Although Fort Marion Prisoners and the Trauma of Native Education and Report to the Department of the Interior: Poems are separate works, they can be seen as complementary, as both address the impact of US Government involvement on Native education. Glancy signals this thematic focus with her poetry collection's title: since 1849, the Department of the Interior has overseen the Bureau of Indian Affairs, which, in turn, controls education on Native American reservations. Each year, the DOI releases its Annual Report to Congress, describing expenditures, progress, and other administrative details; however, they do not tell all. As Glancy explains in "To Say from Their Way:"
Whatever they said
was said in government reports
and filed in drawers that might be read again.
But schools cannot be contained on pages.
Dear Sir, if only you were here
you would know the conditions. (Report 28)
In Report to the Department of the Interior, Glancy is once again in search of history not found in the official US Government record.

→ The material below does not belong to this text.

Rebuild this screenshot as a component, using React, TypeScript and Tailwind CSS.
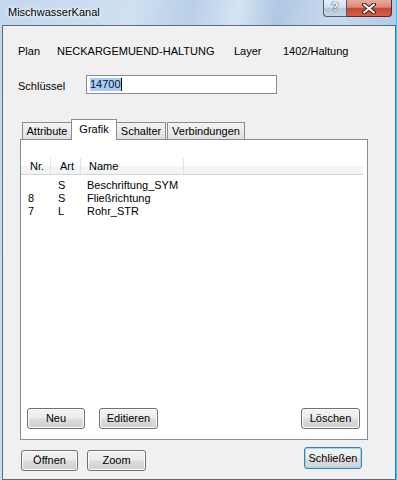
const FONT = "font-['Liberation_Sans',Arial,sans-serif]"

const ROWS = [
  { nr: "", art: "S", name: "Beschriftung_SYM" },
  { nr: "8", art: "S", name: "Fließrichtung" },
  { nr: "7", art: "L", name: "Rohr_STR" },
]

function Button({ label, className = "", primary = false }: { label: string; className?: string; primary?: boolean }) {
  return (
    <div
      className={`flex items-center justify-center rounded-[3px] border text-[11px] leading-[13px] text-black ${
        primary
          ? "border-[#3c7fb1] shadow-[inset_0_0_0_1px_#8fdcf8] bg-[linear-gradient(to_bottom,#f4f4f4_0%,#ececec_48%,#dedede_52%,#d3d3d3_100%)]"
          : "border-[#707070] shadow-[inset_0_0_0_1px_#fcfcfc] bg-[linear-gradient(to_bottom,#f2f2f2_0%,#ebebeb_48%,#dddddd_52%,#cfcfcf_100%)]"
      } ${className}`}
    >
      {label}
    </div>
  )
}

function Tab({ label, selected = false, className = "" }: { label: string; selected?: boolean; className?: string }) {
  if (selected) {
    return (
      <div
        className={`relative z-10 mb-[-1px] flex h-[21px] items-start justify-center border border-b-0 border-[#898c95] bg-white pt-[3px] text-[11px] leading-[13px] ${className}`}
      >
        {label}
      </div>
    )
  }
  return (
    <div
      className={`flex h-[17px] items-center justify-center border border-b-0 border-[#898c95] bg-[linear-gradient(to_bottom,#f3f3f3_0%,#ebebeb_50%,#dedede_100%)] text-[11px] leading-[13px] ${className}`}
    >
      {label}
    </div>
  )
}

export default function App() {
  return (
    <div
      className={`${FONT} flex h-[480px] w-[397px] flex-col border-r border-r-[#37c5ef] bg-[linear-gradient(100deg,#c3d7ed_0%,#cfe0f2_28%,#b9cfe7_40%,#d4e4f4_50%,#b0c8e3_58%,#c8daef_70%,#b5cce5_82%,#c9dbef_100%)] pl-[2px] text-black`}
    >
      {/* Title bar */}
      <div className="flex h-[25px] shrink-0 items-start">
        <span className="pl-[6px] pt-[6px] text-[11px] leading-[13px] [text-shadow:0_0_6px_#fff,0_0_3px_#fff]">
          MischwasserKanal
        </span>
        <div className="ml-auto mr-[4px] flex">
          <div className="flex h-[17px] w-[24px] items-center justify-center rounded-bl-[4px] border border-t-0 border-[#4d5d70] bg-[linear-gradient(to_bottom,#e6eef8_0%,#cfdcec_50%,#b5c6da_52%,#c6d6e8_100%)] pb-[1px] text-[12px] font-bold leading-[13px] text-white [text-shadow:0_0_1px_#364a60,0_0_1px_#364a60,0_0_1px_#364a60]">
            ?
          </div>
          <div className="flex h-[17px] w-[45px] items-center justify-center rounded-br-[4px] border border-l-0 border-t-0 border-[#5a2a22] bg-[linear-gradient(to_bottom,#e9a99c_0%,#d98a79_45%,#c6472f_52%,#d2604a_100%)]">
            <svg width="14" height="11" viewBox="0 0 14 11">
              <path d="M2 1.5 L12 9.5 M12 1.5 L2 9.5" stroke="#4a1a12" strokeWidth="4" strokeLinecap="round" />
              <path d="M2 1.5 L12 9.5 M12 1.5 L2 9.5" stroke="#fff" strokeWidth="2" strokeLinecap="round" />
            </svg>
          </div>
        </div>
      </div>

      {/* Client area */}
      <div className="flex flex-1 flex-col border border-[#5b6b7b] bg-[#f0f0f0] pt-[19px]">
        <div className="flex h-[13px] pl-[15px] text-[11px] leading-[13px]">
          <span className="w-[39px]">Plan</span>
          <span className="w-[177px]">NECKARGEMUEND-HALTUNG</span>
          <span className="w-[49px]">Layer</span>
          <span>1402/Haltung</span>
        </div>

        <div className="mt-[17px] flex items-start pl-[15px] text-[11px] leading-[13px]">
          <span className="w-[68px] pt-[5px]">Schlüssel</span>
          <div className="flex h-[19px] w-[191px] items-center border border-[#8a8c90] bg-white pl-[3px]">
            <span className="bg-[#a9cdef] text-[#001a40]">14700</span>
            <span className="h-[13px] w-px bg-black" />
          </div>
        </div>

        {/* Tabs */}
        <div className="ml-[17px] mt-[25px] flex h-[20px] items-end pl-[2px]">
          <Tab label="Attribute" className="w-[50px]" />
          <Tab label="Grafik" selected className="ml-[-1px] w-[46px]" />
          <Tab label="Schalter" className="ml-[-1px] w-[50px]" />
          <Tab label="Verbindungen" className="ml-px w-[78px]" />
        </div>

        <div className="ml-[17px] flex h-[301px] w-[348px] flex-col border border-[#898c95] bg-white">
          <div className="mr-[4px] mt-[18px] flex-1 text-[11px] leading-[13px]">
            <div className="flex h-[17px] border-b border-[#d5d5d5] bg-[linear-gradient(to_bottom,#ffffff_0%,#ffffff_50%,#f3f4f6_50%,#f3f4f6_100%)]">
              <div className="flex w-[30px] items-center border-r border-[#e3e3e3] pl-[9px]">Nr.</div>
              <div className="flex w-[30px] items-center border-r border-[#e3e3e3] pl-[9px]">Art</div>
              <div className="flex w-[103px] items-center border-r border-[#e3e3e3] pl-[8px]">Name</div>
            </div>
            <div className="mt-[4px]">
              {ROWS.map((row) => (
                <div key={row.name} className="flex h-[13px]">
                  <span className="w-[30px] pl-[7px]">{row.nr}</span>
                  <span className="w-[30px] pl-[7px]">{row.art}</span>
                  <span className="pl-[6px]">{row.name}</span>
                </div>
              ))}
            </div>
          </div>
          <div className="flex pb-[10px] pl-[6px] pr-[7px]">
            <Button label="Neu" className="h-[21px] w-[58px]" />
            <Button label="Editieren" className="ml-[14px] h-[21px] w-[59px]" />
            <Button label="Löschen" className="ml-auto h-[21px] w-[59px]" />
          </div>
        </div>

        <div className="mt-[7px] flex items-start pl-[18px] pr-[33px]">
          <Button label="Öffnen" className="mt-[3px] h-[21px] w-[57px]" />
          <Button label="Zoom" className="ml-[9px] mt-[3px] h-[21px] w-[59px]" />
          <Button label="Schließen" primary className="ml-auto h-[22px] w-[58px]" />
        </div>
      </div>
    </div>
  )
}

And while she kept Fort Marion Prisoners and the Trauma of Native Education focused on those initial victims of Pratt, with the occasional reference to her own experiences, through her poetry, Glancy stories others who were subjected to the "systematic effort to educate the Indians" inspired by Pratt into existence (Fort Marion 2).
Report to the Department of the Interior includes found poems taken from historical documents, but the poems are more than just a relating of "facts." They dive into the inner lives of those who have learned that "Indian education" means "[l]iving without part of oneself. Living outside oneself. Living with a smaller self," and not being "able to return to tribal life, or [be] able to make a living in the new world" (Report 39). They capture the experiences of those educated in a system that "demolished a sense of self and sent the fragments broken/into the world" (Report 82). To emphasize these points, Glancy does mention those who ended up at Pratt's Carlisle Indian Industrial School, but she spends more time exploring the interior landscape of even more marginalized, complicated, and sometimes controversial figures from Bull Head's Wife to Jeff Weise (although not explicitly named) to an anonymous, collective "we," representing contemporary American Indian women who have survived sexual assault.

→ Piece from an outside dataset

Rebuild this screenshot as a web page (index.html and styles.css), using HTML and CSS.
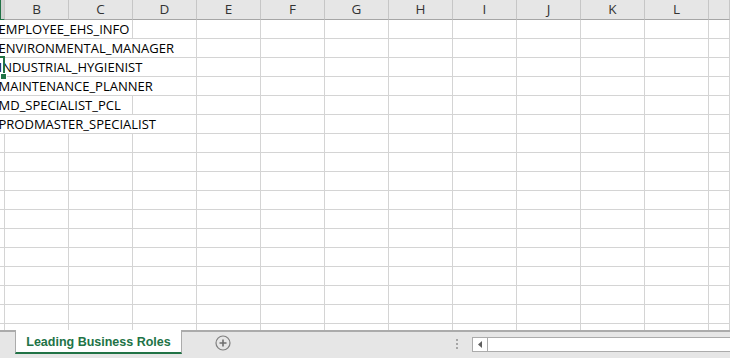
FILE: index.html
```html
<!DOCTYPE html>
<html>
<head>
<meta charset="utf-8">
<link rel="stylesheet" href="styles.css">
</head>
<body>
<div class="app">
  <div class="sheet">
    <div class="row head">
      <div class="c a sel"></div><div class="c">B</div><div class="c">C</div><div class="c">D</div><div class="c">E</div><div class="c">F</div><div class="c">G</div><div class="c">H</div><div class="c">I</div><div class="c">J</div><div class="c">K</div><div class="c">L</div><div class="c"></div>
    </div>
    <div class="row"><div class="c txt s3">EMPLOYEE_EHS_INFO</div><div class="c"></div><div class="c"></div><div class="c"></div><div class="c"></div><div class="c"></div><div class="c"></div><div class="c"></div><div class="c"></div><div class="c"></div><div class="c"></div></div>
    <div class="row"><div class="c txt s4">ENVIRONMENTAL_MANAGER</div><div class="c"></div><div class="c"></div><div class="c"></div><div class="c"></div><div class="c"></div><div class="c"></div><div class="c"></div><div class="c"></div><div class="c"></div></div>
    <div class="row"><div class="c txt s4 active">INDUSTRIAL_HYGIENIST<span class="selbox"></span><span class="handle"></span></div><div class="c"></div><div class="c"></div><div class="c"></div><div class="c"></div><div class="c"></div><div class="c"></div><div class="c"></div><div class="c"></div><div class="c"></div></div>
    <div class="row"><div class="c txt s4">MAINTENANCE_PLANNER</div><div class="c"></div><div class="c"></div><div class="c"></div><div class="c"></div><div class="c"></div><div class="c"></div><div class="c"></div><div class="c"></div><div class="c"></div></div>
    <div class="row"><div class="c txt s3">MD_SPECIALIST_PCL</div><div class="c"></div><div class="c"></div><div class="c"></div><div class="c"></div><div class="c"></div><div class="c"></div><div class="c"></div><div class="c"></div><div class="c"></div><div class="c"></div></div>
    <div class="row"><div class="c txt s4">PRODMASTER_SPECIALIST</div><div class="c"></div><div class="c"></div><div class="c"></div><div class="c"></div><div class="c"></div><div class="c"></div><div class="c"></div><div class="c"></div><div class="c"></div></div>
    <div class="row"><div class="c"></div><div class="c"></div><div class="c"></div><div class="c"></div><div class="c"></div><div class="c"></div><div class="c"></div><div class="c"></div><div class="c"></div><div class="c"></div><div class="c"></div><div class="c"></div><div class="c"></div></div>
    <div class="row"><div class="c"></div><div class="c"></div><div class="c"></div><div class="c"></div><div class="c"></div><div class="c"></div><div class="c"></div><div class="c"></div><div class="c"></div><div class="c"></div><div class="c"></div><div class="c"></div><div class="c"></div></div>
    <div class="row"><div class="c"></div><div class="c"></div><div class="c"></div><div class="c"></div><div class="c"></div><div class="c"></div><div class="c"></div><div class="c"></div><div class="c"></div><div class="c"></div><div class="c"></div><div class="c"></div><div class="c"></div></div>
    <div class="row"><div class="c"></div><div class="c"></div><div class="c"></div><div class="c"></div><div class="c"></div><div class="c"></div><div class="c"></div><div class="c"></div><div class="c"></div><div class="c"></div><div class="c"></div><div class="c"></div><div class="c"></div></div>
    <div class="row"><div class="c"></div><div class="c"></div><div class="c"></div><div class="c"></div><div class="c"></div><div class="c"></div><div class="c"></div><div class="c"></div><div class="c"></div><div class="c"></div><div class="c"></div><div class="c"></div><div class="c"></div></div>
    <div class="row"><div class="c"></div><div class="c"></div><div class="c"></div><div class="c"></div><div class="c"></div><div class="c"></div><div class="c"></div><div class="c"></div><div class="c"></div><div class="c"></div><div class="c"></div><div class="c"></div><div class="c"></div></div>
    <div class="row"><div class="c"></div><div class="c"></div><div class="c"></div><div class="c"></div><div class="c"></div><div class="c"></div><div class="c"></div><div class="c"></div><div class="c"></div><div class="c"></div><div class="c"></div><div class="c"></div><div class="c"></div></div>
    <div class="row"><div class="c"></div><div class="c"></div><div class="c"></div><div class="c"></div><div class="c"></div><div class="c"></div><div class="c"></div><div class="c"></div><div class="c"></div><div class="c"></div><div class="c"></div><div class="c"></div><div class="c"></div></div>
    <div class="row"><div class="c"></div><div class="c"></div><div class="c"></div><div class="c"></div><div class="c"></div><div class="c"></div><div class="c"></div><div class="c"></div><div class="c"></div><div class="c"></div><div class="c"></div><div class="c"></div><div class="c"></div></div>
    <div class="row"><div class="c"></div><div class="c"></div><div class="c"></div><div class="c"></div><div class="c"></div><div class="c"></div><div class="c"></div><div class="c"></div><div class="c"></div><div class="c"></div><div class="c"></div><div class="c"></div><div class="c"></div></div>
    <div class="row"><div class="c"></div><div class="c"></div><div class="c"></div><div class="c"></div><div class="c"></div><div class="c"></div><div class="c"></div><div class="c"></div><div class="c"></div><div class="c"></div><div class="c"></div><div class="c"></div><div class="c"></div></div>
  </div>
  <div class="tabs">
    <div class="tab">Leading Business Roles</div>
    <div class="add">
      <svg width="16" height="16" viewBox="0 0 16 16"><circle cx="8" cy="8" r="7" fill="none" stroke="#7f7f7f" stroke-width="1.2"/><path d="M8 4.5v7M4.5 8h7" stroke="#6f6f6f" stroke-width="1.6"/></svg>
    </div>
    <div class="spacer"></div>
    <div class="dots"><i></i><i></i><i></i></div>
    <div class="hscroll">
      <div class="btn"><svg width="5" height="7" viewBox="0 0 5 7"><path d="M4 0v7L0 3.5z" fill="#5f5f5f"/></svg></div>
      <div class="track"></div>
    </div>
  </div>
</div>
</body>
</html>
```
FILE: styles.css
```css
html, body {
  margin: 0;
  padding: 0;
  background: #fff;
}
.app {
  width: 730px;
  height: 358px;
  overflow: hidden;
  display: flex;
  flex-direction: column;
  font-family: "Open Sans", "Liberation Sans", Arial, sans-serif;
}
.sheet {
  height: 330px;
  overflow: hidden;
  flex: none;
}
.row {
  display: grid;
  grid-template-columns: 5px repeat(11, 64px) 1fr;
  height: 19px;
}
.c {
  box-sizing: border-box;
  border-right: 1px solid #d4d4d4;
  border-bottom: 1px solid #d4d4d4;
  height: 19px;
  position: relative;
}
.head {
  height: 20px;
  background: #e6e6e6;
}
.head .c {
  height: 20px;
  border-right: 1px solid #c6c6c6;
  border-bottom: 1px solid #a6a6a6;
  font-size: 13.5px;
  color: #333;
  text-align: center;
  line-height: 19px;
}
.head .sel {
  border-left: 1px solid #217346;
  background: #d2d2d2;
  border-bottom: 1px solid #217346;
}
.txt {
  font-size: 13px;
  color: #000;
  white-space: nowrap;
  line-height: 19px;
  text-indent: -1.5px;
}
.s3 { grid-column: span 3; }
.s4 { grid-column: span 4; }
.selbox {
  position: absolute;
  left: -2px;
  top: -2px;
  width: 5px;
  height: 19px;
  border: 2px solid #217346;
  border-left: none;
}
.handle {
  position: absolute;
  left: 1px;
  top: 16px;
  width: 5px;
  height: 5px;
  background: #217346;
  box-shadow: 0 0 0 1px #fff;
}
.tabs {
  flex: 1;
  display: flex;
  align-items: flex-start;
  background: #e6e6e6;
  border-top: 2px solid #ababab;
  position: relative;
  font-family: "Liberation Sans", Arial, sans-serif;
}
.tab {
  margin-left: 15px;
  margin-top: -2px;
  width: 167px;
  height: 24px;
  box-sizing: border-box;
  background: #fff;
  border-left: 1px solid #ababab;
  border-right: 1px solid #ababab;
  border-bottom: 2px solid #217346;
  color: #217346;
  font-weight: bold;
  font-size: 12.5px;
  line-height: 24px;
  text-align: center;
}
.add {
  margin-left: 33px;
  margin-top: 3px;
  width: 16px;
  height: 16px;
}
.add svg { display: block; }
.spacer { flex: 1; }
.dots {
  margin-top: 7px;
  width: 2px;
  display: flex;
  flex-direction: column;
  gap: 2px;
}
.dots i {
  display: block;
  width: 2px;
  height: 2px;
  background: #a6a6a6;
}
.hscroll {
  margin-left: 14px;
  margin-top: 5px;
  width: 258px;
  height: 15px;
  box-sizing: border-box;
  border: 1px solid #ababab;
  border-right: none;
  background: #fff;
  display: flex;
}
.btn {
  width: 15px;
  box-sizing: border-box;
  border-right: 1px solid #ababab;
  display: flex;
  align-items: center;
  justify-content: center;
}
.btn svg { display: block; }
.track { flex: 1; }
```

These poems challenge readers on multiple fronts. They expect that the reader know (or be willing to find out) that Bull Head was the tribal police officer responsible for killing Sitting Bull while serving a warrant for his arrest (and who was himself mortally wounded in the process). They force the reader to see life from the point of view of the school shooter responsible for the "Red Lake Massacre." They drive the reader to drink deeply, "then [blot] out all that happened—taking it back as a report to our own department of the interior" (Report 79). But the tests aren't restricted to information recall or emotionally charged content.

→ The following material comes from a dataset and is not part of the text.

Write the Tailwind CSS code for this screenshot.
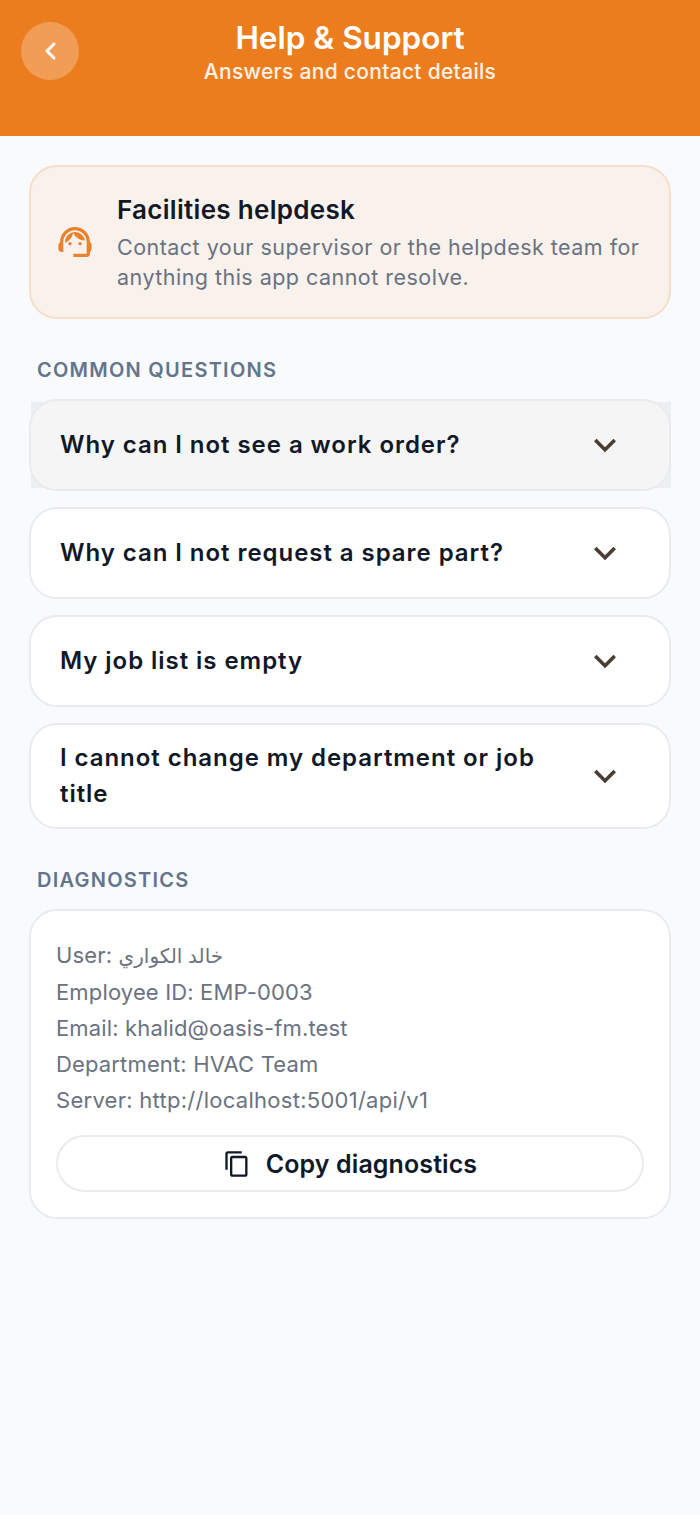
<!DOCTYPE html>
<html lang="en">
<head>
  <meta charset="UTF-8">
  <title>Help & Support</title>
  <meta name="viewport" content="width=device-width, initial-scale=1">
  <script src="https://cdn.jsdelivr.net/npm/@tailwindcss/browser@4"></script>
</head>
<body class="bg-[#f9fafc] font-['Inter','DejaVu_Sans',sans-serif]">
  <div class="w-[700px] h-[1515px] overflow-hidden">

    <header class="h-[136px] bg-[#ec7d1e] relative pt-[19px] text-center text-white">
      <button class="absolute left-[21px] top-[22px] w-[58px] h-[58px] rounded-full bg-white/25 flex items-center justify-center">
        <svg width="14" height="20" viewBox="0 0 14 20" fill="none" stroke="white" stroke-width="3" stroke-linecap="round" stroke-linejoin="round"><path d="M11 3 L4 10 L11 17"/></svg>
      </button>
      <h1 class="text-[31.5px] leading-[38px] font-semibold">Help &amp; Support</h1>
      <p class="mt-[1px] text-[21px] leading-[28px] font-medium tracking-[0.3px] text-white/90">Answers and contact details</p>
    </header>

    <main class="px-[29px] pt-[29px]">
      <section class="h-[154px] rounded-[28px] border-2 border-[#f7dec8] bg-[#f8f1ec] flex items-center pl-[24px] pr-[20px] gap-[22px]">
        <svg class="w-[40px] h-[40px] shrink-0" viewBox="0 0 24 24" fill="#e9822c">
          <path d="M21 12.22C21 6.73 16.74 3 12 3c-4.69 0-9 3.65-9 9.28-.6.34-1 .98-1 1.72v2c0 1.1.9 2 2 2h1v-6.1c0-3.87 3.13-7 7-7s7 3.13 7 7V19h-8v2h8c1.1 0 2-.9 2-2v-1.22c.59-.31 1-.92 1-1.64v-2.3c0-.7-.41-1.31-1-1.62z"/>
          <circle cx="9" cy="13" r="1"/>
          <circle cx="15" cy="13" r="1"/>
          <path d="M18 11.03C17.52 8.18 15.04 6 12.05 6c-3.03 0-6.29 2.51-6.03 6.45 2.47-1.01 4.33-3.21 4.86-5.89 1.31 2.63 4 4.44 7.12 4.47z"/>
        </svg>
        <div>
          <h2 class="text-[26px] leading-[34px] font-semibold tracking-[0.3px] text-[#111827]">Facilities helpdesk</h2>
          <p class="mt-[5px] text-[21.5px] leading-[30px] tracking-[0.47px] text-[#6b7280]">Contact your supervisor or the helpdesk team for anything this app cannot resolve.</p>
        </div>
      </section>

      <h3 class="mt-[38px] ml-[8px] text-[20px] leading-[26px] font-semibold tracking-[1.25px] text-[#64748b]">COMMON QUESTIONS</h3>

      <div class="mt-[16px] flex flex-col gap-[16px]">
        <div class="relative">
          <div class="absolute left-[2px] right-0 top-[3px] bottom-[3px] bg-[#eeeff1]"></div>
          <div class="relative h-[92px] rounded-[28px] border-2 border-[#e9ebef] bg-[#f5f5f6] flex items-center justify-between pl-[29px] pr-[42px]">
            <span class="text-[24px] leading-[36px] font-[580] tracking-[0.95px] text-[#111827]">Why can I not see a work order?</span>
            <svg class="w-[44px] h-[44px] shrink-0" viewBox="0 0 24 24" fill="#4a3d32"><path d="M16.59 8.59L12 13.17 7.41 8.59 6 10l6 6 6-6z"/></svg>
          </div>
        </div>
        <div class="h-[92px] rounded-[28px] border-2 border-[#e9ebef] bg-white flex items-center justify-between pl-[29px] pr-[42px]">
          <span class="text-[24px] leading-[36px] font-[580] tracking-[0.95px] text-[#111827]">Why can I not request a spare part?</span>
          <svg class="w-[44px] h-[44px] shrink-0" viewBox="0 0 24 24" fill="#4a3d32"><path d="M16.59 8.59L12 13.17 7.41 8.59 6 10l6 6 6-6z"/></svg>
        </div>
        <div class="h-[92px] rounded-[28px] border-2 border-[#e9ebef] bg-white flex items-center justify-between pl-[29px] pr-[42px]">
          <span class="text-[24px] leading-[36px] font-[580] tracking-[0.95px] text-[#111827]">My job list is empty</span>
          <svg class="w-[44px] h-[44px] shrink-0" viewBox="0 0 24 24" fill="#4a3d32"><path d="M16.59 8.59L12 13.17 7.41 8.59 6 10l6 6 6-6z"/></svg>
        </div>
        <div class="h-[106px] rounded-[28px] border-2 border-[#e9ebef] bg-white flex items-center justify-between pl-[29px] pr-[42px]">
          <span class="w-[500px] text-[24px] leading-[36px] font-[580] tracking-[0.95px] text-[#111827]">I cannot change my department or job title</span>
          <svg class="w-[44px] h-[44px] shrink-0" viewBox="0 0 24 24" fill="#4a3d32"><path d="M16.59 8.59L12 13.17 7.41 8.59 6 10l6 6 6-6z"/></svg>
        </div>
      </div>

      <h3 class="mt-[38px] ml-[8px] text-[20px] leading-[26px] font-semibold tracking-[1.25px] text-[#64748b]">DIAGNOSTICS</h3>

      <section class="mt-[16px] h-[310px] rounded-[28px] border-2 border-[#e9ebef] bg-white pt-[26px] px-[25px]">
        <div class="text-[22px] leading-[36px] tracking-[0.15px] text-[#6b7280]">
          <p>User: <span class="text-[20px]">خالد الكواري</span></p>
          <p>Employee ID: EMP-0003</p>
          <p>Email: khalid@oasis-fm.test</p>
          <p>Department: HVAC Team</p>
          <p class="tracking-[0.27px]">Server: http://localhost:5001/api/v1</p>
        </div>
        <button class="mt-[17px] w-full h-[57px] rounded-full border-2 border-[#e9ebef] flex items-center justify-center gap-[15px] text-[25px] leading-[38px] font-semibold tracking-[0.1px] text-[#111827]">
          <svg class="w-[28px] h-[28px]" viewBox="0 0 24 24" fill="#111827"><path d="M16 1H4c-1.1 0-2 .9-2 2v14h2V3h12V1zm3 4H8c-1.1 0-2 .9-2 2v14c0 1.1.9 2 2 2h11c1.1 0 2-.9 2-2V7c0-1.1-.9-2-2-2zm0 16H8V7h11v14z"/></svg>
          Copy diagnostics
        </button>
      </section>
    </main>
  </div>
</body>
</html>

Glancy's poetry—like all of her work—often breaks formal boundaries, but more often than not it can best be categorized as free verse, prose poetry, or even examples of concrete poetry, and this characterization is true of the work in Report. The poem "Bull Head's Wife Reads Cliff Notes of Indian History," for instance, is printed along the left-hand margin and is no more than an inch-wide at any point. The rest of the page is blank, reinforcing the image of "[t]he spider" making "herself/thin/as a/needle," and the point that Native American history has been pushed to the side in textbooks, education, and US culture, generally (Report 18). All of which is to say, Glancy has never been afraid to experiment to find the right form for her purpose, but a few of the poems in Report to the Department of the Interior seem to break new ground even for Glancy.
A case in point is "Bull Head's Wife Opens Ristorante Hortense Fiquet, Fort Yates, North Dakota," which reads like a menu featuring, among other things:
Pan-roasted prairie rainbow trout wrapped in ham 22
Oven-roasted pheasant with creamy horseradish-ramp risotto 24
Grilled leg of elk with yellow-potato puree, grilled baby artichoke, and
dried cherries 26 (14)
Facing a found poem entitled "Bull Head's Wife Studies Frances Glessner Lee's Visible Proofs, A Series of Crime Scenes Reconstructed in Miniature in the 1940s and '50s for Use in Forensics," one might be tempted to think that this is a found poem as well (and maybe it is). Found or not, it makes readers sort through an "accretion of incongruous layers." The title alone offers at least four: Fort Yates, located on the North Dakota side of the Standing Rock Indian Reservation, was the initial burial place of Sitting Bull in 1890. Sioux County, in which Fort Yates is located (according to recent census data), states that over 37% of the population lives in poverty.[1] Hortense Fiquet was Paul Cézanne's artistic model (and wife); one of his biographers notes that, as a result, "she was [...] silenced: sitters are seen but not heard" (Danchev 152).[2] And while Fiquet was French, "Ristorante" is Italian. And then there's the menu itself. Needless to say, no such restaurant actually exists in Fort Yates (I googled it just to make certain). What should readers make of all of this? I'm not sure, although I have a few ideas.
All of which is to say, the poems in Glancy's Report to the Department of the Interior tackle difficult subjects; they are cerebral; they can be disorienting, disturbing; and, sometimes, they are dream-like, which is fitting in that they are an attempt to imagine a person's interior world. They illustrate—in content, feeling, and form—what it might be like to be caught between "two world views that could not coexist" (Report 52). This collection, along with Fort Marion Prisoners and the Trauma of Native Education, give readers pause and make them think, which is good, because we might learn something.
Crystal
K. Alberts, University of North Dakota
[1] See US Census Bureau "QuickFacts Beta" for Sioux County, ND available at http://www.census.gov/quickfacts/table/PST045214/38085,00 accessed 17 August 2015.
[2] Although published after Report
to the Department of the Interior, for information on Hortense Fiquet, see Alex Danchev's Cézanne: A Life (New York: Pantheon, 2012), pp. 152-179.